Corresponding to these changes, there were considerably higher numbers of smaller holdings, under 5 hectares, in fragmented case study 1b compared to unfragmented 1a (59 compared to 3 in 2012) that is likely to be a direct result of splitting of units for paddocks, house plots, etc. in this accessible location. Whilst in case study pair 1 there was a clear difference in the number of small holdings between fragmented and unfragmented case studies both case studies 2a and 2b had relatively small proportions of smaller holdings although they increased in number between 1982 and 2012.
In case study 3b, over half the holdings were under 20 hectares in 1982, and whilst there was an increase in total number of holdings by a third between 1982 and 2012 (this may be partially a result of the fragmentation of an estate in the 2000s, as shown in Figure 8) the number of small holdings remained relatively stable. In case study 3a, there was a growth in the number of smaller holdings over the period whilst the total number of holdings remained relatively stable. Overall, it appears that different factors were at play in the fragmented case studies 2a and 3a when compared to 1a where the opposite trend of reduced number of small holdings took place. This may relate to the fact that 1a is the least fragmented case study, and indeed has a much greater proportion of land under agricultural tenure.

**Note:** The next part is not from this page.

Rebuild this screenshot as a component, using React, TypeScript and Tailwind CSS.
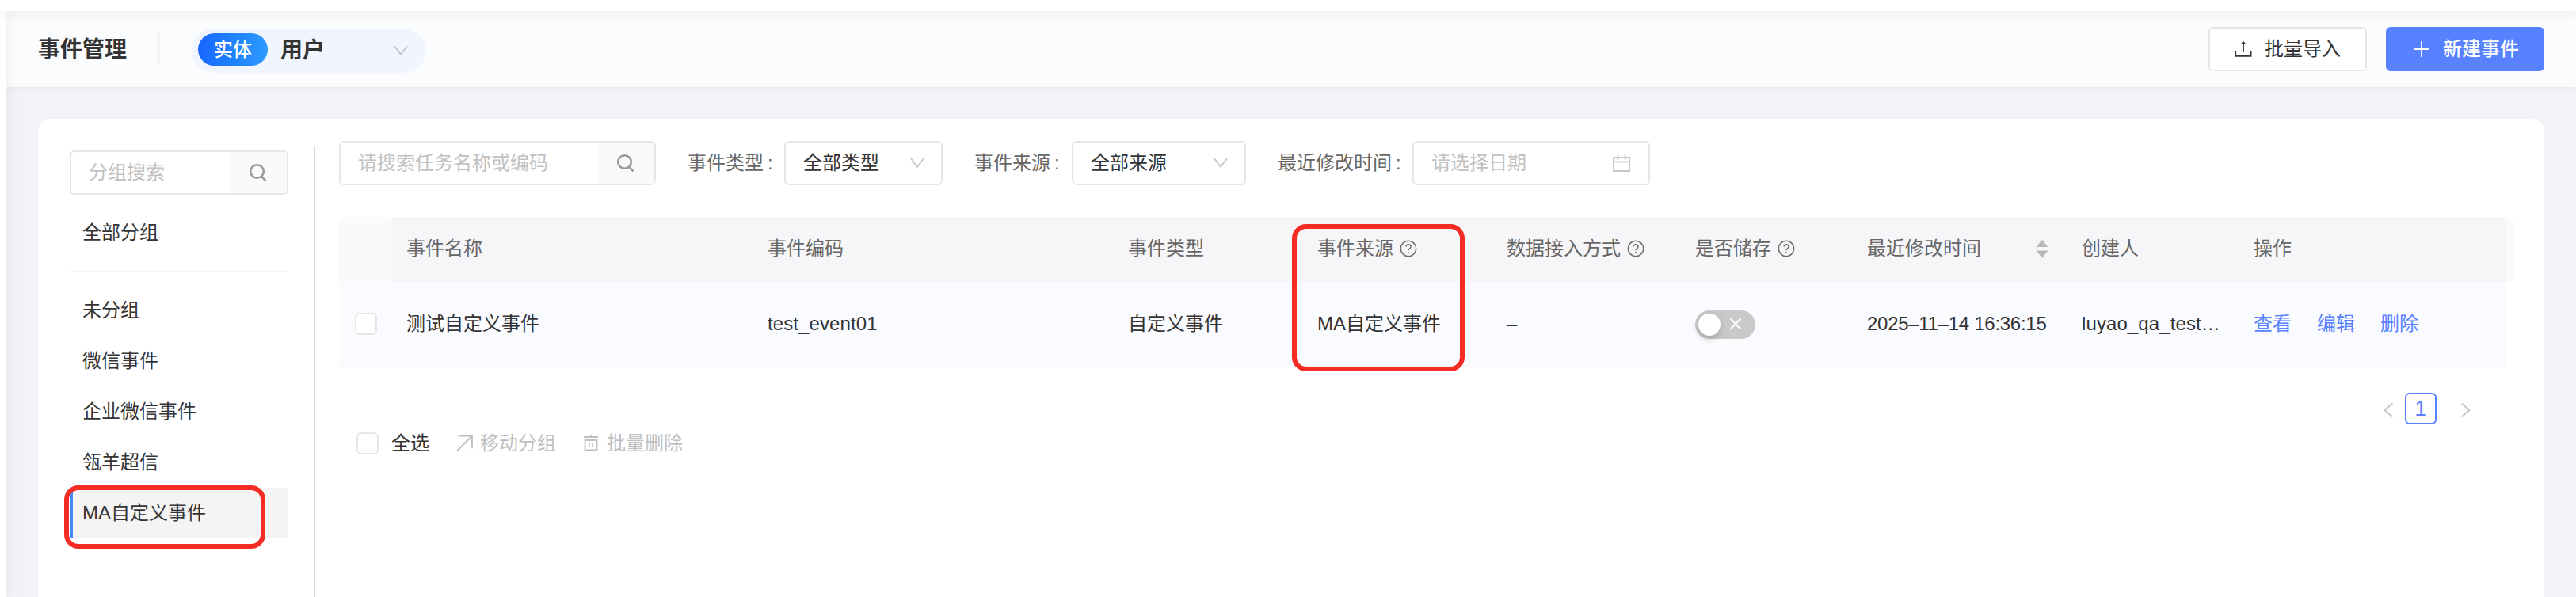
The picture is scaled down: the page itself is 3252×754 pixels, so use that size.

In all case studies the fieldwork participants discussed amalgamation of farm units over time to create larger, more economic, farms that benefit from economies of scale. However, coupled with amalgamations, there has been a general trend (with the exception of 1a where land has been subsumed by the estate when tenanted land becomes available) for the number of small "hobby" holdings to stay stable or to rise, often associated with housing sales and paddocks.
Data from the JAC  was used to investigate differences in agricultural tenure across the case studies. In case study 1a, where there has been no significant fragmentation and there are only two major landowners, around 97% of farmland was tenanted until the period between 2002 and 2012 (when the Single Farm Payment was introduced) after which about 18% of the farmland was farmed by the owner. This contrasts with the fragmented case study 1b where in 1982 less than 10% of the farmland was tenanted, although this grew to around 14% in 2012.
In 2a, between 70% and 80% of the land was farmed by tenants which contrasts with 2b, its paired case study, where the amount of land farmed by tenants fell from about 35% in 1982 to only 20% in 2012, highlighting the growing prevalence of owner occupation. 3a is the case study where large landholdings still dominate ownership despite some fragmentation, yet only 20% to 30% of the land was farmed under tenancy arrangements between 1982 and 2012. Between 2002 and 2012 the significant drop in the area of tenanted land in 3b contrasts with the relatively more stable tenure position in 3a.
Figure 10 Tenure of agricultural land, 1982 - 2012
It is apparent that in all of the case studies, with the exception of 2b, there was a sudden decrease in land farmed under agricultural tenure between 2002 and 2012. During this period decoupling of agricultural support occurred and the area-based Single Farm Payment was introduced (in 2005). It was specifically mentioned in the 2a land managers' focus group that over the last decade there has been a notable reduction in estate investment on tenanted farms and the trend to subsume tenanted holdings where possible has often been followed by seasonal letting of the land, thereby avoiding security of tenure issues and access to area-based CAP payments.
In case study 2b, the land managers (who were mostly owner-occupiers) considered that it is more difficult for tenant farmers to access finance than owner-occupiers. They therefore concluded that access to finance is a barrier to tenants' developing or restructuring their business. They suggested that if farming was more efficient, and there were higher market returns, then accessing finance would be easier for tenants and would merit higher rents that could be reinvested by landowners into their holdings. Helping to make farming more efficient and profitable and less reliant on CAP support was seen as being in the best interests of both landowners and tenants alike, as well as potentially reducing fragmentation through sales of plots of land to maintain the farm business.
Feedback from the case studies revealed that the reforms of agricultural holdings legislation coupled with CAP reform have led to some tensions between landowners and tenants, with impacts on long-term strategic development and investment. In recent times, some estates have taken more farmland in hand through absorption of small tenanted holdings when they became economically non-viable, or when a tenant retires. Equally, some tenants have benefited from economies of scale through amalgamations with smaller non-viable units, although it was considered that this policy can restrict opportunities for new entrants, and can be seen as a restriction by those tenants that do not receive an expansion opportunity.
Land manager participants agreed (in both fragmented and unfragmented case studies) that agricultural tenure represents a very good opportunity for getting involved in farming, particularly for those with limited capital. Being given this opportunity by landowners was seen as crucial to 'moving up the farming ladder', but it was perceived that landowner concerns over security of tenure and rights to buy has meant that more owners (including smaller-scale "lifestyle" owners) are utilising contract farming agreements rather than engaging in longer term leases.